**TASK MATERIAL:**
*-*-*

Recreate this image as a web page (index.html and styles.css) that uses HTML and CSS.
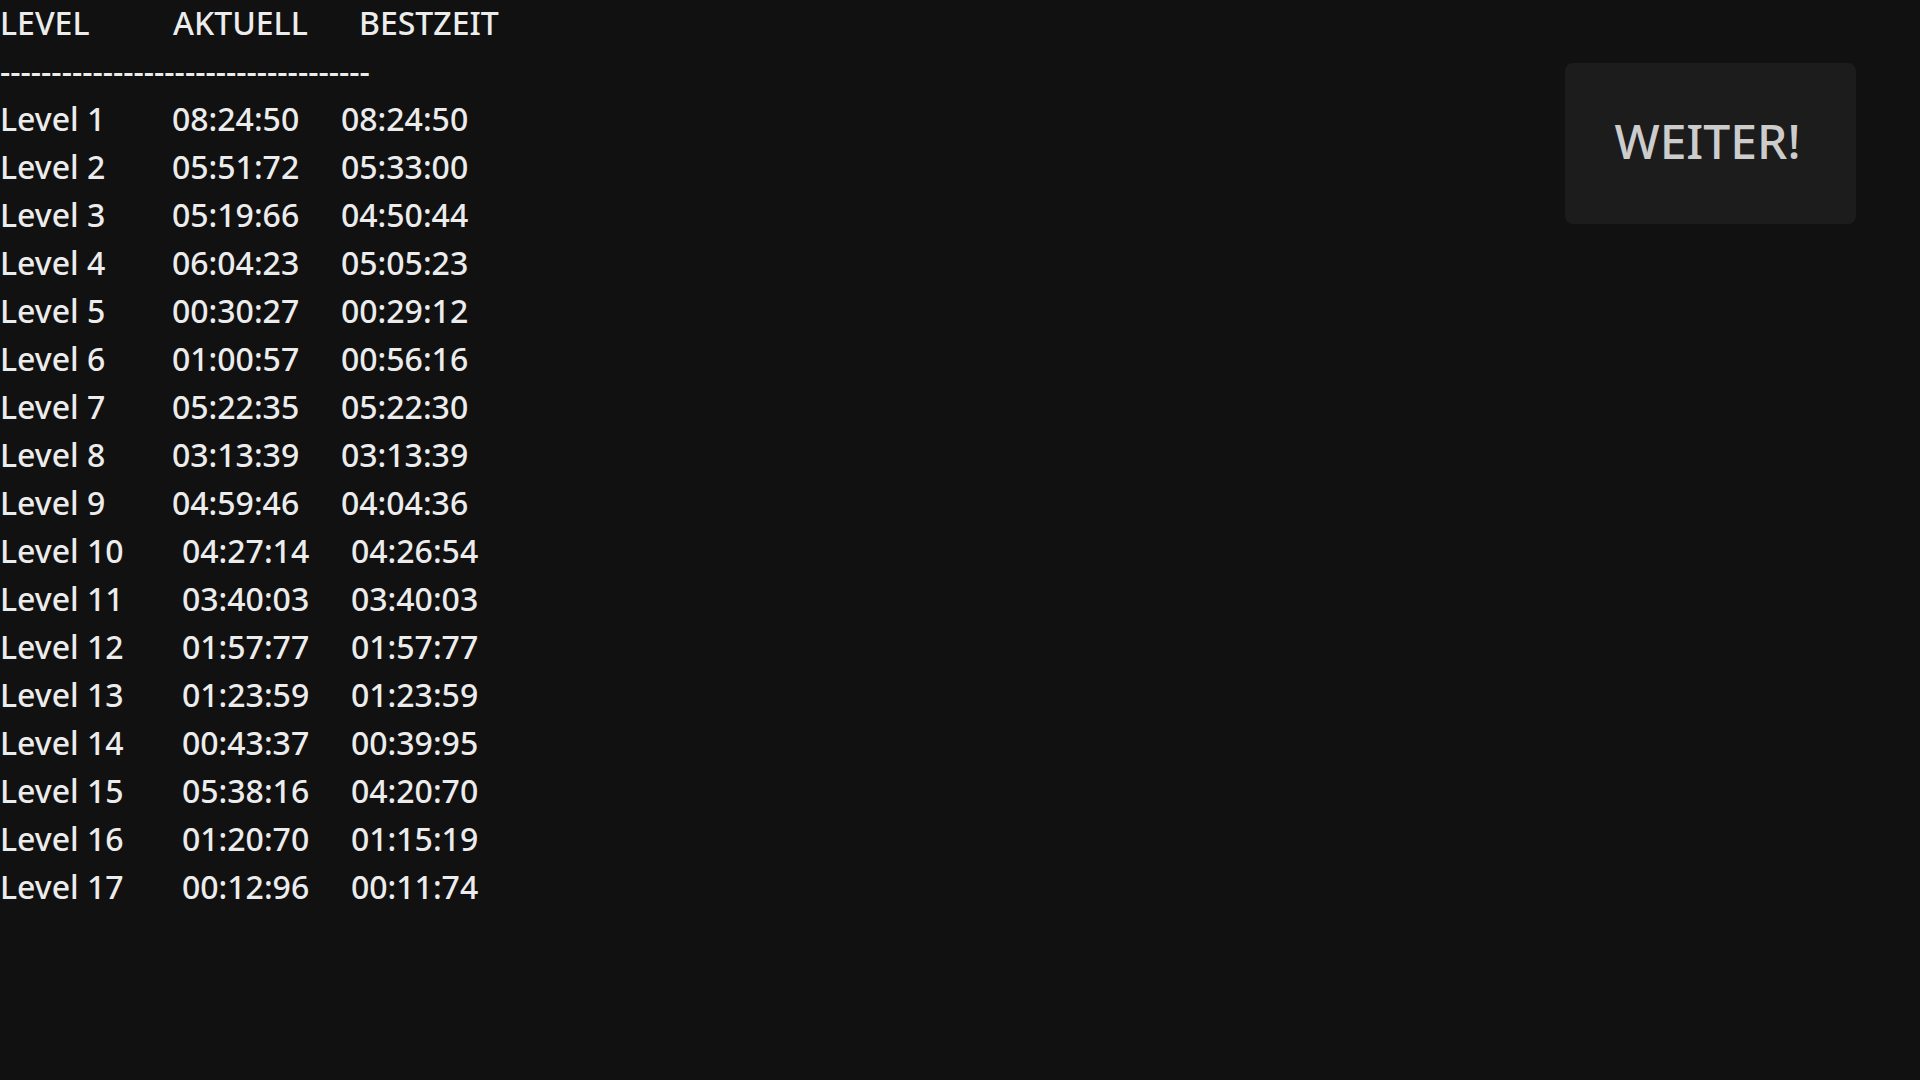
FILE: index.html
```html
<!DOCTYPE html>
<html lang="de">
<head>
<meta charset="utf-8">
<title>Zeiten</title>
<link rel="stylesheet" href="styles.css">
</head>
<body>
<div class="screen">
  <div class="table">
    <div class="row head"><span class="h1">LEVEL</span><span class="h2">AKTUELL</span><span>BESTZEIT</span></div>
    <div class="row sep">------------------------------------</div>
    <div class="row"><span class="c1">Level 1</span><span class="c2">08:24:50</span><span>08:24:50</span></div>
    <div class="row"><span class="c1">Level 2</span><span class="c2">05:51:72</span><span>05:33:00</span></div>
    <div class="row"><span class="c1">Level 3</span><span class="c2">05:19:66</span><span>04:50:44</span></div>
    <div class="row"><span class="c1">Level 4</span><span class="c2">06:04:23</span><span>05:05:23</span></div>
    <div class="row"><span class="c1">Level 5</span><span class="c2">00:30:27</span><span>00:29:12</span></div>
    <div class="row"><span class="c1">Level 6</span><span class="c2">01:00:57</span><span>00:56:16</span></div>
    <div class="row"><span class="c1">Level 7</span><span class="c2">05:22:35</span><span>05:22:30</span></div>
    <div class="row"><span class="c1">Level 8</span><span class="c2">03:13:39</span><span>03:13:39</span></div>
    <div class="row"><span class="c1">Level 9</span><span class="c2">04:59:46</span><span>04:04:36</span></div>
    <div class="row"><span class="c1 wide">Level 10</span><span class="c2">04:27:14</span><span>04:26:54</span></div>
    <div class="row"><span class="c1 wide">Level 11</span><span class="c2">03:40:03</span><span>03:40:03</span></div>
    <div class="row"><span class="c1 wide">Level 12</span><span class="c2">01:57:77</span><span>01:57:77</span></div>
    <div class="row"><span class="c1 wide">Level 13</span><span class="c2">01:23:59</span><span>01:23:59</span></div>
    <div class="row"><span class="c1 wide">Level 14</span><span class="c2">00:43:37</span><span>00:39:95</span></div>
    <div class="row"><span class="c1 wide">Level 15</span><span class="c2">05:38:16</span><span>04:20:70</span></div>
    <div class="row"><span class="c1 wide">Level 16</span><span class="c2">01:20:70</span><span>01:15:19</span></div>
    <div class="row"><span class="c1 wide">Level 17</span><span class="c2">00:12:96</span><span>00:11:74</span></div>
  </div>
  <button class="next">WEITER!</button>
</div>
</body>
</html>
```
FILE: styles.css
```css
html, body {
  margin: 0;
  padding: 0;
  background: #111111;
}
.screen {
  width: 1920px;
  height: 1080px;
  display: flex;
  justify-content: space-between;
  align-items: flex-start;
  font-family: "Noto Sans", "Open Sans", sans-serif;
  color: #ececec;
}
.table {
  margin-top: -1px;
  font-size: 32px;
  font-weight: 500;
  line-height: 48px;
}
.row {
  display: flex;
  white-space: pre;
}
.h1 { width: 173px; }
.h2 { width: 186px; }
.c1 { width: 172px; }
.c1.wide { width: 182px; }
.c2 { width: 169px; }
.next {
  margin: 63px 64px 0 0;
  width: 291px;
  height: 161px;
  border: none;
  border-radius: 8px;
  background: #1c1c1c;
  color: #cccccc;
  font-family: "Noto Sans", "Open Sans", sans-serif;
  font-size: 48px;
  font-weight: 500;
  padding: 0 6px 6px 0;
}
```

*-*-*

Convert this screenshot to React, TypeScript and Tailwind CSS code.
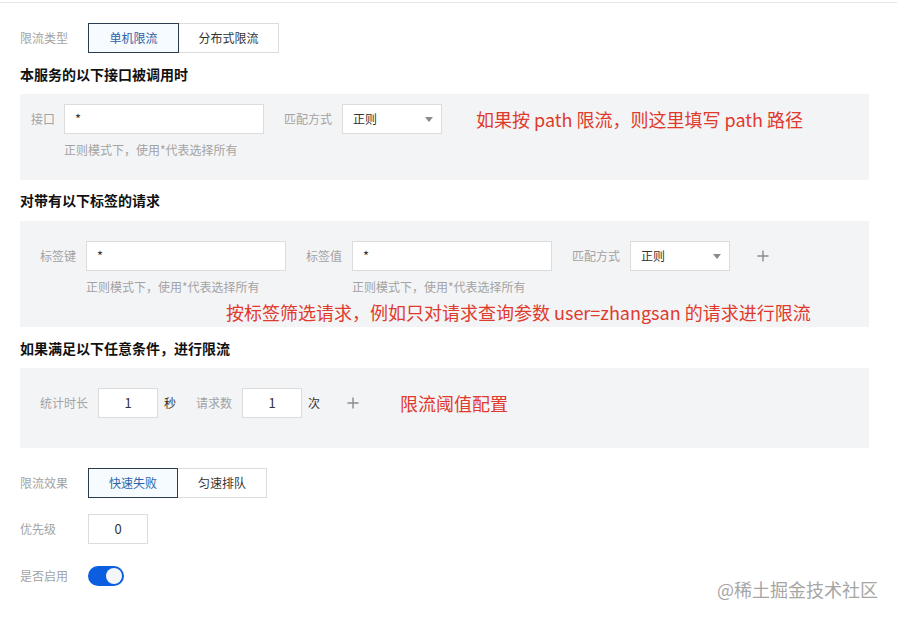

*-*-*

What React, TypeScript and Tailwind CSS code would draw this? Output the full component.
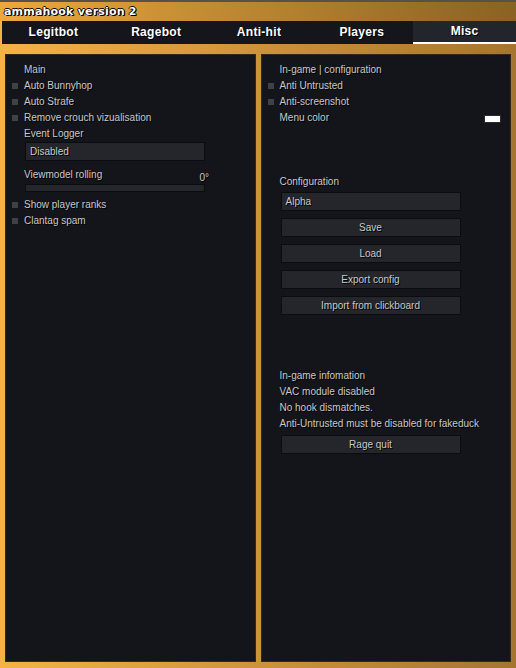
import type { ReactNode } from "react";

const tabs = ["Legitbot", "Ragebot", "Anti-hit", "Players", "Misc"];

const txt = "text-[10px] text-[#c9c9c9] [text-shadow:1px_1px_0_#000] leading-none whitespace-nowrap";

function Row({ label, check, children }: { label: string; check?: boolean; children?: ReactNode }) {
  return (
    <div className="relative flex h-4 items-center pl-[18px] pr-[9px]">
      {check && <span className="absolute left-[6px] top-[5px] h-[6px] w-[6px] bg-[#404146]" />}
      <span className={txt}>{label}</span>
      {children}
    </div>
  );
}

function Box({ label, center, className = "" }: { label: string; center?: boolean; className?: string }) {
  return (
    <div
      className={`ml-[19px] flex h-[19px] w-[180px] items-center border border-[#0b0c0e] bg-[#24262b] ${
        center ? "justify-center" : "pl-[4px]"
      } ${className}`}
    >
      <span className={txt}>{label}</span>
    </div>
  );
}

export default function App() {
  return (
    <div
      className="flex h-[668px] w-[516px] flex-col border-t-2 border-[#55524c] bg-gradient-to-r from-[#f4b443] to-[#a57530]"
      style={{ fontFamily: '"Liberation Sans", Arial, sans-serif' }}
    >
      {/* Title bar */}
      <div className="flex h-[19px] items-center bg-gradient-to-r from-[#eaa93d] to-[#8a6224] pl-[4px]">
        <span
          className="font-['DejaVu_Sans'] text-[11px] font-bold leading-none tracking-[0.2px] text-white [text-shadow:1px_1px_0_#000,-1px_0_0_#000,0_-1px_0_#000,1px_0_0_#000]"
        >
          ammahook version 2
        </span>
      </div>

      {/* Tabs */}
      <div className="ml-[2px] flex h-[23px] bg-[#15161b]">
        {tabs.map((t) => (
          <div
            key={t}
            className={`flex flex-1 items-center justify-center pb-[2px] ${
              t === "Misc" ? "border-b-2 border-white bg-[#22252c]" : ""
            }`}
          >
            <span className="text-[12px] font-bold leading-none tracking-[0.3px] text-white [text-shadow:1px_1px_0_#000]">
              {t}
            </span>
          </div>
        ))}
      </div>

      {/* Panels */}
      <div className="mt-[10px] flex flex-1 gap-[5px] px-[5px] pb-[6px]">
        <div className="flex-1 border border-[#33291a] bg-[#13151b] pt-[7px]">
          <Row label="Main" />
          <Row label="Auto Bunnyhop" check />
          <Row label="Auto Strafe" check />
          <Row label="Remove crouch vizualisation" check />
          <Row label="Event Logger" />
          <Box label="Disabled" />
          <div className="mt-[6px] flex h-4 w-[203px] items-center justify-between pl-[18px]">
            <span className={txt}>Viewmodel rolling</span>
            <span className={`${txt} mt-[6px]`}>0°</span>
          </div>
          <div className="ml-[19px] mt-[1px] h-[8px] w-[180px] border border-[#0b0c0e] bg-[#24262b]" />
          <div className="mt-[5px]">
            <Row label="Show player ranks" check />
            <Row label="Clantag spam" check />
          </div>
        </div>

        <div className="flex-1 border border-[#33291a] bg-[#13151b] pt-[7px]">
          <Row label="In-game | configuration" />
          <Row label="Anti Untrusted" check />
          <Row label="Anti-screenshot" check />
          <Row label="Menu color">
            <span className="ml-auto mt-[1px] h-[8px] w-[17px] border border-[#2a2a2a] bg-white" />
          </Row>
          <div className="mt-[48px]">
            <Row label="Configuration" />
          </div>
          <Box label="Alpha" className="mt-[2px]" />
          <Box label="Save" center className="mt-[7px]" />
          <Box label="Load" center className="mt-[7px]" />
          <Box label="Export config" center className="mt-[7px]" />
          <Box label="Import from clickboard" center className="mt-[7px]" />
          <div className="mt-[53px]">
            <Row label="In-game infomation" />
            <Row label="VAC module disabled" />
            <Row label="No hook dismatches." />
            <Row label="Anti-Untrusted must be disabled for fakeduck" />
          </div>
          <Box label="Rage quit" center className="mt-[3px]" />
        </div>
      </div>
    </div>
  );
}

*-*-*

**WORK REQUIRED:** Show each line holding the word "index".

**WRITTEN ANSWER:**
Recreate this image as a web page (index.html and styles.css) that uses HTML and CSS.
FILE: index.html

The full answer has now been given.